Top 5 College Football Games I’ve Attended- Honorable Mention

By Tucker Harlin

Ahead of the 2024 football season, I have been to 75 college football games over the last 18 seasons. I will be adding at least seven more to that tally this fall.

Of course, a vast majority of that 75 is Tennessee, and a good chunk of the last 20 years for the Vols has been rough sledding.

Given that fact, my selection of Tennessee games for this list was pretty easy. However, there’s a non Tennessee game in there that might surprise you.

These are in ascending order, broken up by game, with an honorable mention.

HM- SOUTH CAROLINA @ TENNESSEE 2013- Gamecocks 21 Vols 23

This was the classic “no business” win for Tennessee, something it has only done once or twice in my viewing experience.

This game fell right in the middle of the 10 week gauntlet that Butch Jones’ squad had to run in 2013.

The gauntlet began with a thorough 59-14 blasting from Marcus Mariota and Oregon in Eugene. The very next week, the Vols lost another Swamp disaster 31-17 to Florida.

September ended with a win over South Alabama that felt more like a loss. The Jaguars scored 17 unanswered in the fourth quarter in the Vols’ 31-24 survival.

October began with the heartbreak of heartbreaks as the Vols fumbled away a win over Georgia in overtime.

South Carolina had suffered a 41-30 loss to that same Georgia team in Athens, but it had come out on top in every other game to start 2013.

Steve Spurrier’s bunch was in its last year of the program’s best four years ever. The Gamecocks had a future first overall pick in Jadeveon Clowney and a pretty nasty running back in Mike Davis.

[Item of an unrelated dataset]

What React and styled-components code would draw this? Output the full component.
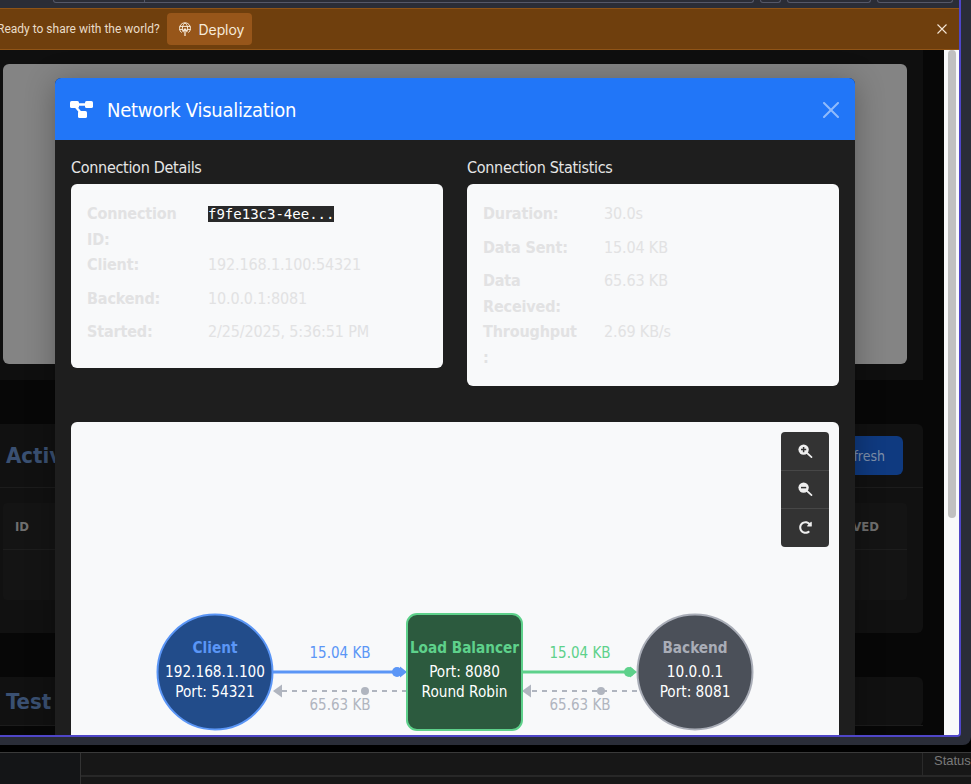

The only “advantage” Tennessee really had going into this weekend was it was coming off a bye. South Carolina was in the midst of a road stretch, but it had just destroyed an Arkansas team that was arguably the worst in the SEC.

The first half of the game was primarily positive for the Vols.

South Carolina’s only lead came when Connor Shaw uncorked a deep pass to Damiere Byrd to give it a 7-3 advantage.

The Vols fired right back with a pass touchdown to Pig Howard to regain the lead. The Gamecock went three and out, and the Vols capitalized and took a 17-7 lead to half thanks to a Raijon Neal rush touchdown.

But this South Carolina team wasn’t just going to roll over and die.

On the Gamecocks’ second possession, the aforementioned Mike Davis ran for 21 yards and a score to cut Tennessee’s lead.

After another Vols three and out, the Gamecocks punched in a one-yard keeper from Shaw to take a 21-17 lead after three.

The Vols didn’t quit though. Michael Palardy hit a field goal to cut their deficit to one early on in the fourth.

There was an offensive stalemate for about minutes of game time, but Tennessee was about to shock the college football world.

Following a pair of incompletions, Tennessee was looking at a 3rd and 10 with a little over two minutes remaining.

Justin Worley looked down the sideline and somehow managed to stick a 39-yard pass right into Marquez North’s breadbasket to take the Vols to South Carolina’s 26-yard line.

A handful of Marlin Lane runs later, Tennessee was looking at a 19-yard field goal.

Michael Palardy nailed it.

Tennessee’s win over #11 South Carolina was just the beginning of one of the wackiest and somehow most forgotten days of SEC football in recent memory.

Vanderbilt won 31-27 against the same Georgia team that had taken down Tennessee and South Carolina earlier in the season that afternoon.

Later that afternoon, #24 Auburn went to College Station and outran reigning Heisman winner Johnny Manziel and #7 Texas A&M in a 45-41 thriller.

That night, a late field goal lifted unranked Ole Miss to a 27-24 win over #6 LSU, a power that had been among the best in the country the last five seasons.